When God took the children of Israel into the Promised Land, he told them it would be a land flowing with milk and honey. This meant that this land would allow for the flourishing of two groups of people. The shepherds would be able to herd sheep and goats who in turn would supply milk. The farmers would be able to raise crops like figs and dates. What does that have to do with honey? Well, there are two kinds of honey described by the word “honey” in the text of Scripture. There is bee honey which we’re all familiar with and the kind of honey we see in the Samson story, and there is second kind which is probably better translated by the English word jam. It’s produced primarily from the figs and dates and fruit trees of the land of Israel. Personally, I believe that this second type is the type mainly referred to in Scripture. God says this land he’s taking them to is so good, it’s flowing with milk and honey. So, in the mind of the original hearer, that means there’s a lot of room. There’s enough for everyone to flourish. The farmer and the shepherd.
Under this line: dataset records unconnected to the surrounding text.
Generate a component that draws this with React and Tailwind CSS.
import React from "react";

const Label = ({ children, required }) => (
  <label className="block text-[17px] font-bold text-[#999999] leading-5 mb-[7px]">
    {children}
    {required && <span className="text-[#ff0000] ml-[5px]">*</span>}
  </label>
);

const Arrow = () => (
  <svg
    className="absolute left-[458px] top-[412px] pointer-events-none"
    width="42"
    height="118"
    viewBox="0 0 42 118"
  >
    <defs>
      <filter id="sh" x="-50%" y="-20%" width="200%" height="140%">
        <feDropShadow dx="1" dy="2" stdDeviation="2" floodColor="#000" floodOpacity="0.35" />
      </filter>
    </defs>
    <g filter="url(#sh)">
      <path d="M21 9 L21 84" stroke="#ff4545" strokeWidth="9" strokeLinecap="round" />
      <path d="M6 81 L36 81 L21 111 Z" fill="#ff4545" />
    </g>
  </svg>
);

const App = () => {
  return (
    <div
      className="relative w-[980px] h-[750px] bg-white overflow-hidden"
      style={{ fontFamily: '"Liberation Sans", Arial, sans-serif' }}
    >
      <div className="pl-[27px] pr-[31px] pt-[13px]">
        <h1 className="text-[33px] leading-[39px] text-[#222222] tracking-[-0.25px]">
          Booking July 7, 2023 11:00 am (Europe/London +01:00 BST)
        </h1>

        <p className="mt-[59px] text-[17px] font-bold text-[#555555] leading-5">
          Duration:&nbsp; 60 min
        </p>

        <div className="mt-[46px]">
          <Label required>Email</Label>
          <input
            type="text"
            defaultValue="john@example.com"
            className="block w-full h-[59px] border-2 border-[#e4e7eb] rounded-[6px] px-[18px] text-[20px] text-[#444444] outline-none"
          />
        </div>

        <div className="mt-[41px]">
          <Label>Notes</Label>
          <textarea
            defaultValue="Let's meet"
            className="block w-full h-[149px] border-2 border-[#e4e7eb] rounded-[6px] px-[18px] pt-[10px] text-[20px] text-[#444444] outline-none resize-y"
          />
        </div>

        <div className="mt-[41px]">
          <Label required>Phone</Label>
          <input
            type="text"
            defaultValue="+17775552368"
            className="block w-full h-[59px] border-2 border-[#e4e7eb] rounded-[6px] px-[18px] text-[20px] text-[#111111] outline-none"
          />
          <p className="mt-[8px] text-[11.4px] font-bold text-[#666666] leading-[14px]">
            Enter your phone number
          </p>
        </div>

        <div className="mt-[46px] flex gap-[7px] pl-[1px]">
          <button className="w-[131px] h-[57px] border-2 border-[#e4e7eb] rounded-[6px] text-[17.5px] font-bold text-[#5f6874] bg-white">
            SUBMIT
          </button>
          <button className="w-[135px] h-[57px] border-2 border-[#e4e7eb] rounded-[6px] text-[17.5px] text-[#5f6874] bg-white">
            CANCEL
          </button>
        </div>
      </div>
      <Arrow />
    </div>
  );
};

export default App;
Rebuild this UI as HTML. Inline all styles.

After the Israelites arrived in the Promised Land, they recognize that there were natural divisions in the land already. Moving west from the Dead Sea you would cross the Judah Wilderness (David flees from Saul & Absalom, John the Baptizer is raised, Jesus’ temptation) up the Judah Mountains (climbing from 1400 feet below sea level to about 3200 feet above sea level) down the other side to the foothills, or shephelah, arriving at the coastal plains bordering the Mediterranean Sea. There are a lot of geographical changes in a short amount of time.
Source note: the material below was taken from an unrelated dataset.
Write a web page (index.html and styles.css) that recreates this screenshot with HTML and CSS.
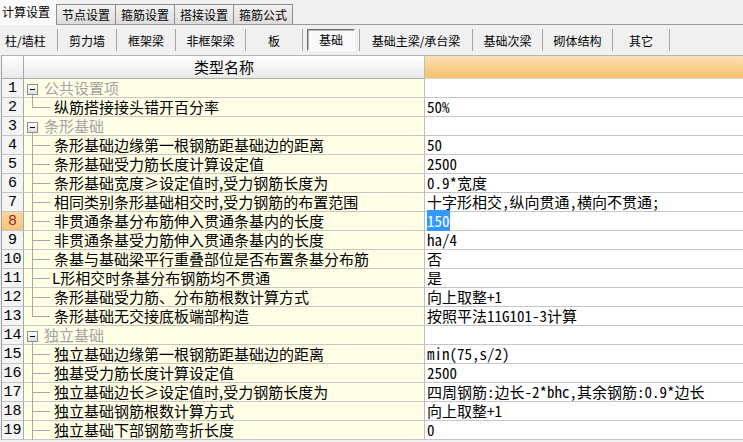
FILE: index.html
```html
<!DOCTYPE html>
<html lang="zh-CN">
<head>
<meta charset="utf-8">
<title>计算设置</title>
<link rel="stylesheet" href="styles.css">
</head>
<body>
<div class="tabs">
  <div class="tab active">计算设置</div>
  <div class="tab">节点设置</div>
  <div class="tab">箍筋设置</div>
  <div class="tab">搭接设置</div>
  <div class="tab">箍筋公式</div>
</div>
<div class="toolbar">
  <div class="tool w57 first">柱/墙柱</div><div class="sep"></div>
  <div class="tool w58">剪力墙</div><div class="sep"></div>
  <div class="tool w58">框架梁</div><div class="sep"></div>
  <div class="tool w69">非框架梁</div><div class="sep"></div>
  <div class="tool w56">板</div><div class="sep"></div>
  <div class="tool w56"><span class="pressed">基础</span></div><div class="sep"></div>
  <div class="tool w112">基础主梁/承台梁</div><div class="sep"></div>
  <div class="tool w69">基础次梁</div><div class="sep"></div>
  <div class="tool w69">砌体结构</div><div class="sep"></div>
  <div class="tool w56">其它</div><div class="sep"></div>
</div>
<div class="grid">
  <div class="head">
    <div class="num hnum"></div>
    <div class="name hname">类型名称</div>
    <div class="val hval"></div>
  </div>
  <div class="row"><div class="num">1</div><div class="name group"><span class="box"></span>公共设置项</div><div class="val"></div></div>
  <div class="row"><div class="num">2</div><div class="name child last">纵筋搭接接头错开百分率</div><div class="val">50%</div></div>
  <div class="row"><div class="num">3</div><div class="name group"><span class="box"></span>条形基础</div><div class="val"></div></div>
  <div class="row"><div class="num">4</div><div class="name child">条形基础边缘第一根钢筋距基础边的距离</div><div class="val">50</div></div>
  <div class="row"><div class="num">5</div><div class="name child">条形基础受力筋长度计算设定值</div><div class="val">2500</div></div>
  <div class="row"><div class="num">6</div><div class="name child">条形基础宽度≥设定值时,受力钢筋长度为</div><div class="val">0.9*宽度</div></div>
  <div class="row"><div class="num">7</div><div class="name child">相同类别条形基础相交时,受力钢筋的布置范围</div><div class="val">十字形相交,纵向贯通,横向不贯通;</div></div>
  <div class="row"><div class="num cur">8</div><div class="name child">非贯通条基分布筋伸入贯通条基内的长度</div><div class="val"><span class="sel">150</span></div></div>
  <div class="row"><div class="num">9</div><div class="name child">非贯通条基受力筋伸入贯通条基内的长度</div><div class="val">ha/4</div></div>
  <div class="row"><div class="num">10</div><div class="name child">条基与基础梁平行重叠部位是否布置条基分布筋</div><div class="val">否</div></div>
  <div class="row"><div class="num">11</div><div class="name child tight">L形相交时条基分布钢筋均不贯通</div><div class="val">是</div></div>
  <div class="row"><div class="num">12</div><div class="name child">条形基础受力筋、分布筋根数计算方式</div><div class="val">向上取整+1</div></div>
  <div class="row"><div class="num">13</div><div class="name child last">条形基础无交接底板端部构造</div><div class="val">按照平法11G101-3计算</div></div>
  <div class="row"><div class="num">14</div><div class="name group"><span class="box"></span>独立基础</div><div class="val"></div></div>
  <div class="row"><div class="num">15</div><div class="name child">独立基础边缘第一根钢筋距基础边的距离</div><div class="val">min(75,s/2)</div></div>
  <div class="row"><div class="num">16</div><div class="name child">独基受力筋长度计算设定值</div><div class="val">2500</div></div>
  <div class="row"><div class="num">17</div><div class="name child">独立基础边长≥设定值时,受力钢筋长度为</div><div class="val">四周钢筋:边长-2*bhc,其余钢筋:0.9*边长</div></div>
  <div class="row"><div class="num">18</div><div class="name child">独立基础钢筋根数计算方式</div><div class="val">向上取整+1</div></div>
  <div class="row"><div class="num">19</div><div class="name child">独立基础下部钢筋弯折长度</div><div class="val">0</div></div>
</div>
</body>
</html>
```
FILE: styles.css
```css
html, body {
  margin: 0;
  padding: 0;
}
body {
  background: #f0f0f0;
  font-family: "Noto Sans CJK SC", "Liberation Sans", sans-serif;
  color: #000;
  width: 743px;
  height: 442px;
  overflow: hidden;
}

/* tabs */
.tabs {
  display: flex;
  height: 25px;
  box-sizing: border-box;
  border-bottom: 1px solid #9a9a9a;
}
.tab {
  box-sizing: border-box;
  height: 20px;
  margin-top: 4px;
  padding: 0 5px;
  border: 1px solid #8e8e8e;
  border-bottom: none;
  border-left: none;
  background: linear-gradient(#f2f2f2, #dcdcdc);
  font-size: 12px;
  line-height: 19px;
  white-space: nowrap;
}
.tab:nth-child(2) { border-left: 1px solid #8e8e8e; }
.tab.active {
  height: 25px;
  margin-top: 0;
  margin-bottom: -1px;
  padding: 0 6px 0 2px;
  border: none;
  background: #fafafa;
  line-height: 24px;
}

/* toolbar */
.toolbar {
  display: flex;
  align-items: center;
  height: 30px;
}
.tool {
  display: flex;
  justify-content: center;
  align-items: center;
  height: 30px;
  font-size: 12px;
  white-space: nowrap;
}
.tool.first { justify-content: flex-start; padding-left: 5px; box-sizing: border-box; }
.w56 { width: 56px; }
.w57 { width: 57px; }
.w58 { width: 58px; }
.w69 { width: 69px; }
.w112 { width: 112px; }
.sep {
  width: 1px;
  height: 22px;
  background: #a6a6a6;
}
.pressed {
  box-sizing: border-box;
  width: 48px;
  height: 22px;
  line-height: 20px;
  text-align: center;
  border: 1px solid;
  border-color: #6e6e6e #ffffff #ffffff #6e6e6e;
  box-shadow: inset 1px 1px 0 #b4b4b4;
  background: #f9f9f9;
}

/* grid */
.grid {
  margin-left: 1px;
  border-left: 1px solid #9e9e9e;
  border-top: 1px solid #b4b4b4;
}
.head, .row {
  display: flex;
}
.head { height: 23px; }
.row { height: 19px; }
.num, .name, .val {
  box-sizing: border-box;
  border-bottom: 1px solid #c6c6c6;
  white-space: nowrap;
}
.num {
  width: 22px;
  flex: none;
  border-right: 1px solid #a8a8a8;
  background: #f4f4f4;
  font-family: "Liberation Mono", "DejaVu Sans Mono", monospace;
  font-size: 15px;
  line-height: 19px;
  text-align: center;
}
.num.cur {
  background: linear-gradient(#fbd7a0, #f6c47c);
  color: #9a2c2c;
}
.name {
  width: 401px;
  flex: none;
  position: relative;
  border-right: 1px solid #bdbdbd;
  background: #ffffe6;
  font-size: 15px;
  line-height: 18px;
  padding-left: 30px;
}
.val {
  flex: 1;
  background: #fff;
  padding-left: 2px;
  font-family: "Noto Sans Mono CJK SC", "Noto Sans CJK SC", monospace;
  font-size: 15px;
  line-height: 18px;
}
.hnum, .hname {
  background: linear-gradient(#ffffff, #e9e9e9);
  border-bottom-color: #b0b0b0;
}
.hname {
  padding-left: 0;
  text-align: center;
  line-height: 22px;
}
.hval {
  background: linear-gradient(#fbe2b6, #f4c06c);
  border-bottom-color: #d8d8d8;
}

/* tree */
.group {
  color: #a3a3a3;
  padding-left: 20px;
}
.box {
  position: absolute;
  left: 3px;
  top: 5px;
  box-sizing: border-box;
  width: 11px;
  height: 11px;
  border: 1px solid #8c8c8c;
  background: linear-gradient(#ffffff, #dedede);
}
.box::after {
  content: "";
  position: absolute;
  left: 2px;
  top: 4px;
  width: 5px;
  height: 1px;
  background: #000;
}
.group::before {
  content: "";
  position: absolute;
  left: 8px;
  top: 16px;
  bottom: -1px;
  border-left: 1px solid #a8a8a8;
}
.child::before {
  content: "";
  position: absolute;
  left: 8px;
  top: 0;
  bottom: -1px;
  border-left: 1px solid #a8a8a8;
}
.child.last::before {
  bottom: 9px;
}
.child::after {
  content: "";
  position: absolute;
  left: 8px;
  top: 9px;
  width: 18px;
  border-top: 1px solid #a8a8a8;
}
.child.tight { padding-left: 28px; }
.sel {
  background: #3399ff;
  color: #fff;
}
```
Interestingly, each of those places were designated for someone to live and work. The costal plains is where the pagans lived (the Philistines for example). The farmers occupied the higher portions of the shephalah and the nomadic shepherds wandered the Judah Mountains and Wilderness. Bethlehem is an interesting location because it sits right on the border of farm country and shepherd country which is why you can have the story of David the shepherd boy and Boaz (and Ruth) the farmer(s) happening in the same location.
One of the things that’s fascinating when looking at this story as a whole is how so little has changed between the first century and modern day Israel. They still use the same farming techniques. They still use the same shepherding techniques. They farm and shepherd in the same places. It’s all still very intact, and yet, in the West, we rarely return to this well to better understand the richness of the Biblical story.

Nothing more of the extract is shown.